MILTON BITUCA NASCIMENTO
A longa e linda travessia de Milton Nascimento pelos palcos da vida e pelos corações brasileiros teve um possível grand finale em 2022, quando a turnê A Última Sessão de Música (The Farewell Tour no exterior) passou por várias cidades brasileiras, além de Inglaterra, Itália, Espanha, Portugal e EUA. Foram momentos de intensa emoção, com a voz etérea de Milton ecoando memórias quase ancestrais de todos nós.
Um resumo dessa viagem está no documentário Milton Bituca Nascimento, de Flávia Moraes. Curtíssimos trechos dos shows estão entremeados com uma profusão de testemunhos, não raro emocionados, de brasileiros e estrangeiros que reverenciam Bituca como alguém quase extraterreno. Como explicar Milton? De onde vêm aquela música e aquela voz? Será jazz? Será África? Será Minas?
O elenco de reverenciadores é enorme: Caetano, Gil, Chico, Djavan, João Bosco, Simone, Spike Lee, Herbie Hancock, Paul Simon, Pat Metheny, Fito Páez, Mano Brown, Criolo, Sérgio Mendes, Krishna Das, Ivan Lins, Maria Gadú… Sem falar nos companheiros do Clube da Esquina. Nem todos os estrangeiros entendem o que dizem as letras, mas admitem sentir o indizível que está nos acordes e na forma de Milton cantar.

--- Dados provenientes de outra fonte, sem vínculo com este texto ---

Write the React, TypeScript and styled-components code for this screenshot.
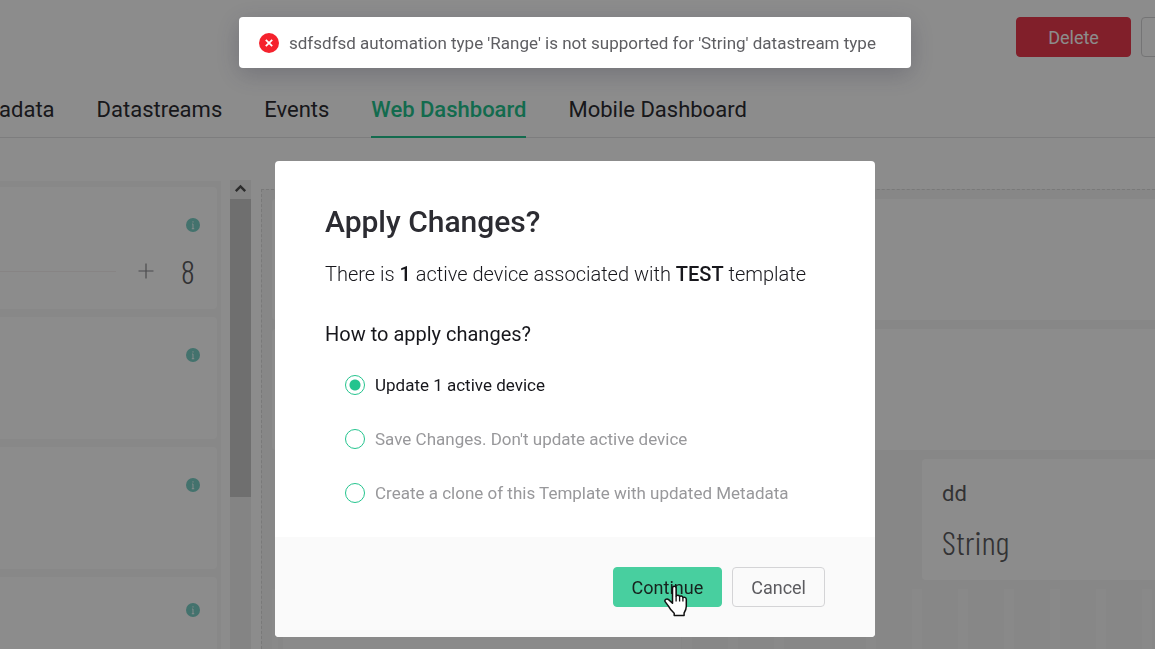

Assumidamente, o filme é uma hagiografia, uma missa coral em louvor do artista. Mas sabe criar momentos únicos que calam fundo no nosso acervo afetivo. Não são somente as músicas que nos levam às lágrimas, mas também a comoção de quem as ouve nos shows, a conexão profunda que existe entre Milton e o público. Como não se abalar com a declamação de Morro Velho por diversas vozes e o bandolim de Hamilton de Holanda? Ou com Milton, sentadinho numa cama, se deliciando com a audição de Babalu cantada por Angela Maria? Ou ainda com ele cantando Bridges diante da Ponte do Brooklyn e seu encontro com um debilitado Wayne Shorter?
O roteiro (Marcelo Ferla e Flavia Moraes) e a montagem (Laura Brum e Flavia Moraes) criam uma narrativa dinâmica, que salta entre cidades, palcos e falas, assim como recupera sinteticamente um pouco da infância de Milton e da história de sua ascensão dentro e fora do Clube da Esquina. Mas é preciso considerar que isto não é uma biografia, nem mesmo o perfil de uma fase de sua carreira. Trata-se da síntese de uma despedida profissional e um tributo ao gênio ainda em vida.
Se posso fazer um reparo a Milton Bituca Nascimento, corro o risco de soar sacrílego. A narração de Fernanda Montenegro me pareceu completamente supérflua e mesmo prejudicial ao mood do documentário. O texto é pastoso e nada acrescenta ao que os participantes já dizem ou as músicas já expressam. E o tom de Fernanda, com toques de overacting vocal, chegou aos meus ouvidos como um corpo estranho e artificialmente solene. Tudo o que Milton não é.
>> Milton Bituca Nascimento está nos cinemas.